Police believe Paddock, a local resident, was a "lone wolf" attacker. Mr Lombardo did not give further details on Paddock's background and possible motivation, saying police "have no idea what his belief system was."
"I can't get into the mind of a psychopath," he said during a briefing. He also said that given what police believe about Paddock being a lone wolf who opened fire, "I don't know how this could have been prevented."
Police believe Paddock smashed the window of his room with something similar to a hammer before he began firing at the people below. The gunman was found with more than 10 rifles, Mr Lombardo said, and he brought them all inside himself.
Relatives of Paddock said they were stunned by what happened. His brother Eric said their mother spoke to the FBI.
"She said, 'I don't understand why my son did this,'" Eric Paddock said yesterday outside his home in Orlando. While his brother had some handguns, Eric Paddock said he was shocked by the weaponry police described in Las Vegas.
Eric Paddock said he did not know of his brother having any mental illness, alcohol or drug problems. When he spoke to the FBI, Eric Paddock said he showed FBI agents three years of text messages from his brother, including one that mentioned winning $250,000 at a casino. Stephen Paddock played "high stakes video poker," Eric said, adding that he did not have any information suggesting the gunman had gambling debts or financial issues.
A former neighbour of Stephen Paddock's recalled that his home in a 55-and-over community in Florida looked like it was home to a college freshman, with nothing on the walls and only a few pieces of furniture.
"One of the first times we met him, he told me he lived there, in Vegas," Don Judy, his next-door neighbour in the community until two years ago, said. "He explained that he was a gambler, and a prospector. He said he was buying this house to check it out for his mother ...and that if she liked it, he planned to buy another next door with a floor-plan like ours."
Just as quickly as he appeared, Mr Judy said, Paddock put up a for-sale sign and was gone, saying he was moving back to Las Vegas.
In the initial chaotic aftermath of the shooting, authorities had searched for a woman named Marilou Danley, described only as Paddock's "traveling companion". Mr Lombardo said investigators spoke with Ms Danley, who was found outside the country, and do not believe she was involved in the shooting.
Ms Danley's relationship with Stephen Paddock was not immediately known, but they lived at the same address in Mesquite, Nevada, according to public records.
Mr Lombardo said police in Mesquite were entering Paddock's home to conduct a search yesterday.
Police in Las Vegas had only minimal interactions with Paddock before the shooting, Mr Lombardo said. "We have no investigative information or background associated with this individual that is derogatory," the sheriff said. "The only thing we can tell is he received a citation several years ago."

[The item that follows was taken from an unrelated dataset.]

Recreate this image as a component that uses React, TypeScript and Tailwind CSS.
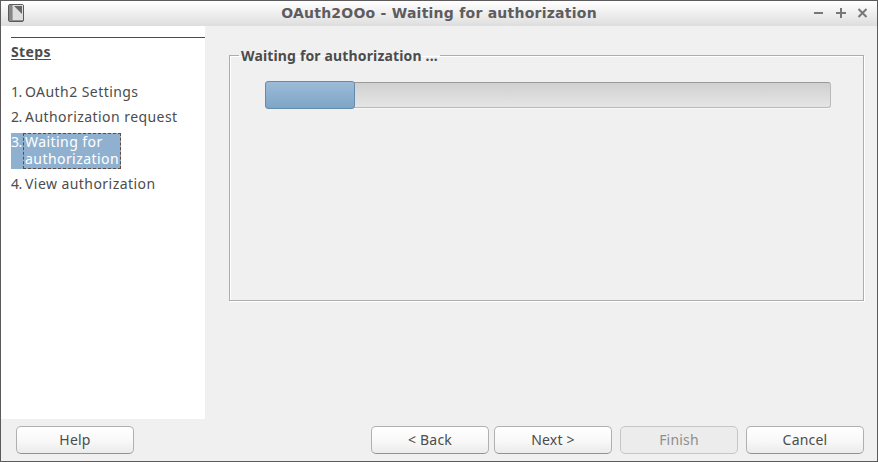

Few details about Paddock's background were immediately known yesterday. He was retired and lived in Mesquite, Texas, for several years before moving to the Nevada town with the same name. Relatives said he was a quiet man. They said he was licensed pilot who owned two planes and often went to Las Vegas to gamble and see concerts. A spokesman for defence giant Lockheed Martin said Paddock worked for the company for three years in the 1980s.
On Monday US President Donald Trump praised the "miraculous" speed with which local law enforcement responded to the shooting, which he decried as "an act of pure evil". "We cannot fathom their pain, we cannot imagine their loss."
Isil claimed responsibility for the attack yesterday, releasing messages through its Amaq News Agency stating that the shooter was one of its "soldiers" and had recently converted to Islam.
"We have determined, to this point, no connection with an international terrorist group," Aaron Rouse, the special agent in charge of the FBI in Las Vegas, said at a news briefing.
The shooting occurred at the end of the Route 91 Harvest festival, a three-day country music concert. The concert grounds are adjacent to the Mandalay Bay, a sprawling casino on the southern end of the Strip.
Videos posted from people who said they were at the scene showed people screaming and running for cover amid the sound of gunshots that seemed unending.